‘Disappointing’ coronavirus budget will not stop job losses, Chamber warns

Half of €1.8 billion Malta COVID-19 budget is composed of bank guarantees, and not cash injection to pay salaries 

Robert Abela: his budget to cushion the COVID-19 impact falls short of what is desired
Robert Abela: his budget to cushion the COVID-19 impact falls short of what is desired

The Chamber of Commerce has called the measures announced by the Maltese government to inject a €1 billion cash relief into businesses affected by the COVID-19 and €900 in bank guarantees “very disappointing”. 

It said they fell short of its repeated calls over the past two weeks, saying employees were the biggest losers from the support package, despite claims that the measures were intended to protect jobs.  

“The Chamber is in a central position to make this claim because it is in touch with the needs and pains of business during these challenging times,” it said. 

The Chamber said the subsidies on salaries, a priority measure for the Chamber, were not substantial enough to avoid significant redundancies. The Chamber wants companies suffering in excess of 25% loss in turnover, to have half of their salaries paid up to a maximum of the average salary, with the employer covering a further 25%. 

“The announcement made today is equivalent to a mere subsidy of 20% of the employee’s salary at the level of the minimum wage,” the Chamber said. 

Almost half of the government’s €1.8 billion stimulus package is composed of loan guarantees for business which may be leveraged to €4.5 billion via the banking system.
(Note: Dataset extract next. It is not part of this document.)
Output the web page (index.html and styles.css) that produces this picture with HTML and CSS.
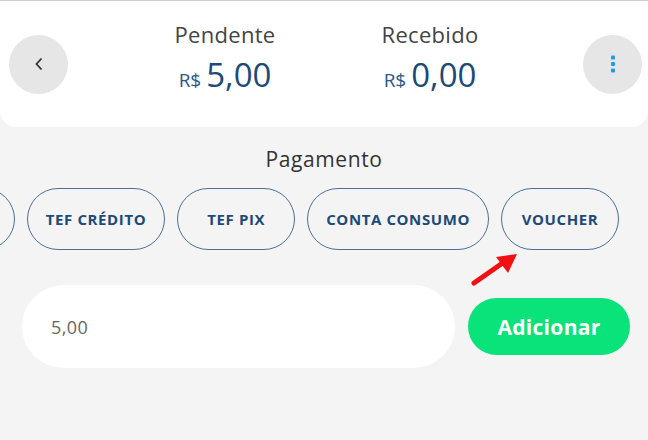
FILE: index.html
```html
<!DOCTYPE html>
<html lang="pt-BR">
<head>
  <meta charset="UTF-8">
  <meta name="viewport" content="width=device-width, initial-scale=1.0">
  <title>Pagamento</title>
  <link rel="stylesheet" href="styles.css">
</head>
<body>
  <div class="topbar">
    <button class="circle-btn">
      <svg width="10" height="14" viewBox="0 0 10 14"><path d="M7.5 1.5 L2.5 7 L7.5 12.5" fill="none" stroke="#333" stroke-width="1.8"/></svg>
    </button>

    <div class="totals">
      <div class="total">
        <div class="total-label">Pendente</div>
        <div class="total-value"><span class="cur">R$</span>5,00</div>
      </div>
      <div class="total">
        <div class="total-label">Recebido</div>
        <div class="total-value"><span class="cur">R$</span>0,00</div>
      </div>
    </div>

    <button class="circle-btn">
      <svg width="6" height="20" viewBox="0 0 6 20">
        <rect x="1" y="1.5" width="4" height="4" rx="1" fill="#1e9bf0"/>
        <rect x="1" y="8" width="4" height="4" rx="1" fill="#1e9bf0"/>
        <rect x="1" y="14.5" width="4" height="4" rx="1" fill="#1e9bf0"/>
      </svg>
    </button>
  </div>

  <h2 class="section-title">Pagamento</h2>

  <div class="chips">
    <button class="chip">DINHEIRO</button>
    <button class="chip">TEF CRÉDITO</button>
    <button class="chip">TEF PIX</button>
    <button class="chip">CONTA CONSUMO</button>
    <button class="chip">VOUCHER</button>
  </div>

  <div class="add-row">
    <input class="amount" type="text" value="5,00">
    <button class="btn-add">Adicionar</button>
  </div>

  <svg class="pointer" width="60" height="45" viewBox="0 0 60 45">
    <path d="M6 38 L36 17" stroke="#f21010" stroke-width="5" stroke-linecap="round"/>
    <path d="M49 9 L28 12 L40 28 Z" fill="#f21010"/>
  </svg>
</body>
</html>
```

FILE: styles.css
```css
body {
  margin: 0;
  padding: 0;
  font-family: 'Open Sans', 'Noto Sans', sans-serif;
  background: #f4f4f4;
  color: #333;
  position: relative;
  overflow: hidden;
  height: 440px;
}

.topbar {
  background: white;
  border-top: 1px solid #cfcfcf;
  border-radius: 0 0 16px 16px;
  height: 127px;
  box-sizing: border-box;
  padding: 0 6px 0 9px;
  display: flex;
  align-items: center;
  justify-content: space-between;
}

.circle-btn {
  width: 59px;
  height: 59px;
  border-radius: 50%;
  border: none;
  background: #e6e6e6;
  display: flex;
  align-items: center;
  justify-content: center;
  padding: 0;
  cursor: pointer;
}

.totals {
  display: flex;
  gap: 75px;
  margin-left: 4px;
}

.total {
  width: 130px;
  text-align: center;
}

.total-label {
  font-size: 22px;
  color: #444;
  line-height: 28px;
  margin-top: -8px;
  letter-spacing: 0.3px;
}

.total-value {
  font-size: 33px;
  color: #1b4a78;
  line-height: 40px;
  margin-top: 7px;
}

.cur {
  font-size: 19px;
  color: #2a5a88;
  margin-right: 5px;
}

.section-title {
  margin: 19px 0 0;
  text-align: center;
  font-size: 21px;
  font-weight: 500;
  letter-spacing: 0.6px;
  color: #333;
  line-height: 26px;
}

.chips {
  display: flex;
  justify-content: flex-end;
  gap: 12px;
  padding-right: 29px;
  margin-top: 16px;
  overflow: hidden;
}

.chip {
  flex-shrink: 0;
  height: 62px;
  min-width: 118px;
  padding: 0 18px;
  border-radius: 31px;
  border: 1.5px solid #4c6f92;
  background: transparent;
  color: #1d4a78;
  font-family: inherit;
  font-size: 15px;
  font-weight: 700;
  letter-spacing: 0.6px;
  cursor: pointer;
}

.add-row {
  display: flex;
  align-items: center;
  gap: 13px;
  padding: 0 18px 0 22px;
  margin-top: 35px;
}

.amount {
  flex: 1;
  height: 83px;
  border: none;
  border-radius: 42px;
  background: white;
  padding: 0 29px;
  font-family: inherit;
  font-size: 18px;
  letter-spacing: 0.4px;
  color: #666;
  outline: none;
  box-sizing: border-box;
}

.btn-add {
  width: 162px;
  height: 57px;
  border: none;
  border-radius: 29px;
  background: #0ae27a;
  color: white;
  font-family: inherit;
  font-size: 21px;
  font-weight: 700;
  letter-spacing: 0.3px;
  cursor: pointer;
}

.pointer {
  position: absolute;
  left: 468px;
  top: 245px;
}
```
While government-guaranteed loans were an integral part of the Chamber’s proposals for business, their potential effectiveness was placed into serious doubt by the insufficiency of the wage subsidy measure. 
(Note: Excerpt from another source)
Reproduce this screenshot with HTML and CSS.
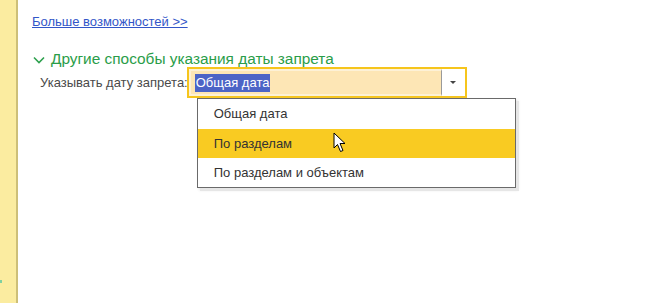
FILE: index.html
```html
<!DOCTYPE html>
<html lang="ru">
<head>
    <meta charset="UTF-8">
    <title>Дата запрета</title>
    <link rel="stylesheet" href="styles.css">
</head>
<body>
    <div class="panel">
        <div class="side-strip"><span class="side-mark"></span></div>
        <div class="content">
            <a class="more-link" href="#">Больше возможностей &gt;&gt;</a>

            <div class="group-title">
                <svg class="chevron" width="12" height="8" viewBox="0 0 12 8">
                    <polyline points="1,1.5 6,6.5 11,1.5" fill="none" stroke="#2fa14f" stroke-width="1.6"/>
                </svg>
                <span>Другие способы указания даты запрета</span>
            </div>

            <div class="field-row">
                <label class="field-label">Указывать дату запрета:</label>
                <div class="combo">
                    <div class="combo-input"><span class="combo-text">Общая дата</span></div>
                    <div class="combo-btn"><span class="arrow"></span></div>

                    <ul class="dropdown">
                        <li>Общая дата</li>
                        <li class="hover">По разделам
                            <svg class="cursor" width="14" height="21" viewBox="0 0 14 21">
                                <path d="M1 1 L1 16 L4.5 12.5 L7.5 19.5 L10 18.5 L7 11.5 L12 11.5 Z" fill="#fff" stroke="#000" stroke-width="1"/>
                            </svg>
                        </li>
                        <li>По разделам и объектам</li>
                    </ul>
                </div>
            </div>
        </div>
    </div>
</body>
</html>
```

FILE: styles.css
```css
body {
    margin: 0;
    font-family: "Liberation Sans", Arial, sans-serif;
    background: #fff;
}
.panel {
    display: flex;
    height: 303px;
}
.side-strip {
    width: 16px;
    background: #fbeca0;
    border-right: 2px solid #cdbf78;
    position: relative;
}
.side-mark {
    position: absolute;
    left: 0;
    top: 280px;
    width: 2px;
    height: 3px;
    background: #7fd0a0;
}
.content {
    padding: 14px 0 0 14px;
    flex: 1;
}
.more-link {
    display: block;
    font-size: 13px;
    color: #3256c8;
    text-decoration: underline;
    line-height: 16px;
}
.group-title {
    display: flex;
    align-items: center;
    margin-top: 20px;
    margin-left: 1px;
    gap: 6px;
    color: #2a9d49;
    font-size: 15.4px;
    line-height: 18px;
}
.chevron {
    margin-top: 1px;
}
.field-row {
    display: flex;
    align-items: center;
    margin-top: -1px;
    margin-left: 8px;
}
.field-label {
    font-size: 13px;
    color: #4a4a4a;
    margin-right: -1px;
}
.combo {
    position: relative;
    display: flex;
    width: 276px;
    height: 27px;
    border: 2px solid #f6c51c;
    background: #fff;
}
.combo-input {
    flex: 1;
    background: #fde6b5;
    border: 2px solid #fdf1d6;
    border-right: 1px solid #9a9a9a;
    display: flex;
    align-items: center;
    padding-left: 4px;
}
.combo-text {
    background: #4c64c6;
    color: #fff;
    font-size: 13px;
    line-height: 18px;
    padding: 0 1px;
}
.combo-btn {
    width: 23px;
    display: flex;
    align-items: center;
    justify-content: center;
}
.arrow {
    width: 0;
    height: 0;
    border-left: 3px solid transparent;
    border-right: 3px solid transparent;
    border-top: 3px solid #444;
}
.dropdown {
    position: absolute;
    left: 8px;
    top: 29px;
    width: 317px;
    margin: 0;
    padding: 0;
    list-style: none;
    background: #fff;
    border: 1px solid #6a6a6a;
    box-shadow: 3px 3px 0 #e6e6e6, 2px 2px 3px #e0e0e0;
}
.dropdown li {
    height: 29px;
    line-height: 29px;
    padding-left: 16px;
    font-size: 13px;
    color: #333;
    position: relative;
}
.dropdown li:first-child {
    height: 30px;
    line-height: 30px;
}
.dropdown li.hover {
    background: #f9cb22;
}
.cursor {
    position: absolute;
    left: 135px;
    top: 3px;
}
```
A long-awaited announcement to partially offset the employers’ cost for quarantine leave at a rate almost equivalent to the minimum wage (or €350 per employee), will not fully compensate employers for abuse by those employees who intentionally self-inflict quarantine, the Chamber claimed. 

“In a scenario of looming mass layoffs, even the deferment of payment of payroll taxes and VAT, which accounts for the bulk of the package, becomes a redundant measure. This amount will not be paid after recovery but lost forever if there are significant job losses and declines in local sales,” the Chamber said. 
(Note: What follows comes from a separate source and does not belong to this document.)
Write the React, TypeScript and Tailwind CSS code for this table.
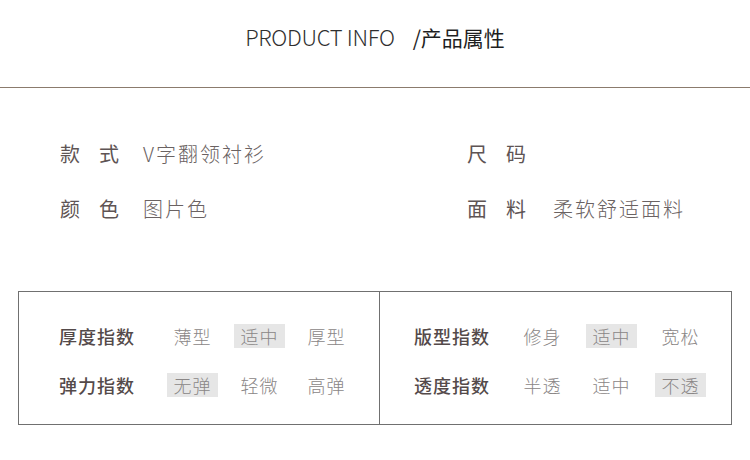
const font = { fontFamily: '"Noto Sans CJK SC", "Noto Sans", sans-serif' }

type Opt = { text: string; on?: boolean }

function IndexRow({ label, opts, labelW, gap }: { label: string; opts: Opt[]; labelW: string; gap: string }) {
  return (
    <div className="flex items-center h-[24px]">
      <div className={`${labelW} text-[18px] font-medium tracking-[1px] text-[#544a4a] leading-none`}>{label}</div>
      <div className={`flex ${gap}`}>
        {opts.map((o, i) => (
          <div
            key={i}
            className={`w-[51px] h-[24px] flex items-center justify-center text-[18px] font-light tracking-[1px] text-[#8a8686] leading-none ${o.on ? 'bg-[#e6e6e6]' : ''}`}
          >
            {o.text}
          </div>
        ))}
      </div>
    </div>
  )
}

export default function App() {
  return (
    <div className="w-[750px] h-[460px] bg-white overflow-hidden" style={font}>
      <div className="h-[87px] flex justify-center pt-[20px]">
        <div className="flex items-baseline h-[24px]">
          <span className="text-[22px] font-light text-[#2f2f2f] tracking-[-0.3px]">PRODUCT INFO</span>
          <span className="ml-[18px] text-[21px] text-[#1f1f1f]">/产品属性</span>
        </div>
      </div>
      <div className="h-px bg-[#8b7b6d]" />

      <div className="grid grid-cols-[407px_1fr] pl-[60px] pt-[54px] gap-y-[31px] text-[20px] leading-[24px] text-[#5e5454]">
        <div className="flex">
          <span className="w-[83px] flex gap-[19px]"><span>款</span><span>式</span></span>
          <span className="font-light tracking-[2px] text-[#6a6262]">V字翻领衬衫</span>
        </div>
        <div className="flex">
          <span className="w-[86px] flex gap-[19px]"><span>尺</span><span>码</span></span>
        </div>
        <div className="flex">
          <span className="w-[83px] flex gap-[19px]"><span>颜</span><span>色</span></span>
          <span className="font-light tracking-[2px] text-[#6a6262]">图片色</span>
        </div>
        <div className="flex">
          <span className="w-[86px] flex gap-[19px]"><span>面</span><span>料</span></span>
          <span className="font-light tracking-[2px] text-[#6a6262]">柔软舒适面料</span>
        </div>
      </div>

      <div className="mx-[18px] mt-[70px] h-[134px] border border-[#707070] flex">
        <div className="w-[361px] border-r border-[#707070] pl-[40px] pt-[32px] flex flex-col gap-[25px]">
          <IndexRow
            label="厚度指数"
            labelW="w-[108px]"
            gap="gap-[16px]"
            opts={[{ text: '薄型' }, { text: '适中', on: true }, { text: '厚型' }]}
          />
          <IndexRow
            label="弹力指数"
            labelW="w-[108px]"
            gap="gap-[16px]"
            opts={[{ text: '无弹', on: true }, { text: '轻微' }, { text: '高弹' }]}
          />
        </div>
        <div className="flex-1 pl-[34px] pt-[32px] flex flex-col gap-[25px]">
          <IndexRow
            label="版型指数"
            labelW="w-[103px]"
            gap="gap-[18px]"
            opts={[{ text: '修身' }, { text: '适中', on: true }, { text: '宽松' }]}
          />
          <IndexRow
            label="透度指数"
            labelW="w-[103px]"
            gap="gap-[18px]"
            opts={[{ text: '半透' }, { text: '适中' }, { text: '不透', on: true }]}
          />
        </div>
      </div>
    </div>
  )
}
It insisted that there were valid socio-economic justifications for the government to extend temporary support to ensure that affected companies maintain employees on their books whilst business is at a standstill. “Such support would serve to avoid large-scale redundancies which would inflict social hardship on affected families and increased recurrent expenditure for Government by way of unemployment benefits. At the same time, such assistance would ensure Maltese companies’ strong competitiveness position upon resumption of business.” 

The Chamber was also disappointed that no reference to a decrease in public sector spending.